Given information:
════════

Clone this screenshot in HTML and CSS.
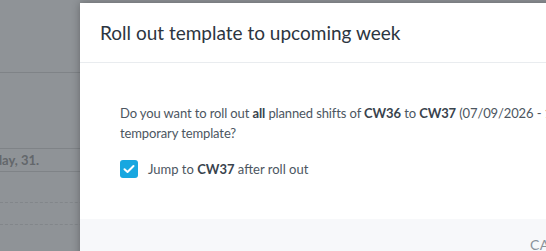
FILE: index.html
```html
<!DOCTYPE html>
<html>
<head>
<meta charset="utf-8">
<link rel="stylesheet" href="styles.css">
</head>
<body>
<div class="page">
  <div class="row row-top"></div>
  <div class="row row-mid"></div>
  <div class="row row-day"><span class="day">Sunday, 31.</span></div>
  <div class="row row-a"></div>
  <div class="row row-b"></div>
</div>
<div class="modal">
  <div class="modal-header">
    <h1 class="title">Roll out template to upcoming week</h1>
  </div>
  <div class="modal-body">
    <p class="question">Do you want to roll out <b>all</b> planned shifts of <b>CW36</b> to <b>CW37</b> (07/09/2026 - 13/09/2026) from the<br>temporary template?</p>
    <label class="check-row">
      <span class="checkbox">
        <svg width="12" height="10" viewBox="0 0 12 10"><path d="M1.5 5.2 L4.5 8 L10.5 2" fill="none" stroke="#fff" stroke-width="2" stroke-linecap="round" stroke-linejoin="round"/></svg>
      </span>
      <span class="check-label">Jump to <b>CW37</b> after roll out</span>
    </label>
  </div>
  <div class="modal-footer">
    <span class="btn">CANCEL</span>
  </div>
</div>
</body>
</html>
```
FILE: styles.css
```css
* { box-sizing: border-box; }
html, body { margin: 0; padding: 0; }
body {
  width: 546px;
  height: 251px;
  overflow: hidden;
  background: #8f9397;
  font-family: Lato, "Open Sans", sans-serif;
  position: relative;
}
.page { width: 546px; }
.row { border-bottom: 1px solid #7f8387; }
.row-top { height: 73px; }
.row-mid { height: 76px; }
.row-day { height: 23px; display: flex; align-items: center; }
.row-a { height: 31px; border-bottom: 1px dashed #82868a; }
.row-b { height: 22px; border-bottom: 1px dashed #82868a; }
.day {
  margin-left: -27px;
  font-size: 13px;
  font-weight: bold;
  color: #63676b;
  white-space: nowrap;
}
.modal {
  position: absolute;
  left: 80px;
  top: 3px;
  width: 720px;
  height: 300px;
  background: #fff;
  box-shadow: 0 0 8px rgba(0,0,0,0.3);
}
.modal-header {
  height: 60px;
  border-bottom: 1px solid #e9ecef;
  padding: 0 20px;
  display: flex;
  align-items: center;
}
.title {
  margin: 0;
  font-size: 19px;
  font-weight: normal;
  color: #2c3540;
}
.modal-body {
  height: 156px;
  padding: 40px 40px 0;
  color: #4c5661;
  font-size: 13px;
}
.question { margin: 0; line-height: 20px; white-space: nowrap; letter-spacing: -0.12px; }
.question b, .check-label b { color: #39434d; }
.check-row {
  display: flex;
  align-items: center;
  margin-top: 16px;
}
.checkbox {
  width: 18px;
  height: 18px;
  border-radius: 3px;
  background: #18a7e0;
  display: flex;
  align-items: center;
  justify-content: center;
  margin-right: 10px;
}
.check-label { line-height: 20px; }
.modal-footer {
  height: 80px;
  background: #f7f8fa;
  padding: 15px 20px 0 450px;
}
.btn {
  display: inline-block;
  font-size: 14px;
  color: #8a929a;
  letter-spacing: 0.5px;
  padding-top: 2px;
}
```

════════

Exercise task: Reproduce the full listing faithfully, but do not carry over any pictures.

Task output:
Clone this screenshot in HTML and CSS.
FILE: index.html
```html
<!DOCTYPE html>
<html>
<head>
<meta charset="utf-8">
<link rel="stylesheet" href="styles.css">
</head>
<body>
<div class="page">
  <div class="row row-top"></div>
  <div class="row row-mid"></div>
  <div class="row row-day"><span class="day">Sunday, 31.</span></div>
  <div class="row row-a"></div>
  <div class="row row-b"></div>
</div>
<div class="modal">
  <div class="modal-header">
    <h1 class="title">Roll out template to upcoming week</h1>
  </div>
  <div class="modal-body">
    <p class="question">Do you want to roll out <b>all</b> planned shifts of <b>CW36</b> to <b>CW37</b> (07/09/2026 - 13/09/2026) from the<br>temporary template?</p>
    <label class="check-row">
      <span class="checkbox">
        <svg width="12" height="10" viewBox="0 0 12 10"><path d="M1.5 5.2 L4.5 8 L10.5 2" fill="none" stroke="#fff" stroke-width="2" stroke-linecap="round" stroke-linejoin="round"/></svg>
      </span>
      <span class="check-label">Jump to <b>CW37</b> after roll out</span>
    </label>
  </div>
  <div class="modal-footer">
    <span class="btn">CANCEL</span>
  </div>
</div>
</body>
</html>
```
FILE: styles.css
```css
* { box-sizing: border-box; }
html, body { margin: 0; padding: 0; }
body {
  width: 546px;
  height: 251px;
  overflow: hidden;
  background: #8f9397;
  font-family: Lato, "Open Sans", sans-serif;
  position: relative;
}
.page { width: 546px; }
.row { border-bottom: 1px solid #7f8387; }
.row-top { height: 73px; }
.row-mid { height: 76px; }
.row-day { height: 23px; display: flex; align-items: center; }
.row-a { height: 31px; border-bottom: 1px dashed #82868a; }
.row-b { height: 22px; border-bottom: 1px dashed #82868a; }
.day {
  margin-left: -27px;
  font-size: 13px;
  font-weight: bold;
  color: #63676b;
  white-space: nowrap;
}
.modal {
  position: absolute;
  left: 80px;
  top: 3px;
  width: 720px;
  height: 300px;
  background: #fff;
  box-shadow: 0 0 8px rgba(0,0,0,0.3);
}
.modal-header {
  height: 60px;
  border-bottom: 1px solid #e9ecef;
  padding: 0 20px;
  display: flex;
  align-items: center;
}
.title {
  margin: 0;
  font-size: 19px;
  font-weight: normal;
  color: #2c3540;
}
.modal-body {
  height: 156px;
  padding: 40px 40px 0;
  color: #4c5661;
  font-size: 13px;
}
.question { margin: 0; line-height: 20px; white-space: nowrap; letter-spacing: -0.12px; }
.question b, .check-label b { color: #39434d; }
.check-row {
  display: flex;
  align-items: center;
  margin-top: 16px;
}
.checkbox {
  width: 18px;
  height: 18px;
  border-radius: 3px;
  background: #18a7e0;
  display: flex;
  align-items: center;
  justify-content: center;
  margin-right: 10px;
}
.check-label { line-height: 20px; }
.modal-footer {
  height: 80px;
  background: #f7f8fa;
  padding: 15px 20px 0 450px;
}
.btn {
  display: inline-block;
  font-size: 14px;
  color: #8a929a;
  letter-spacing: 0.5px;
  padding-top: 2px;
}
```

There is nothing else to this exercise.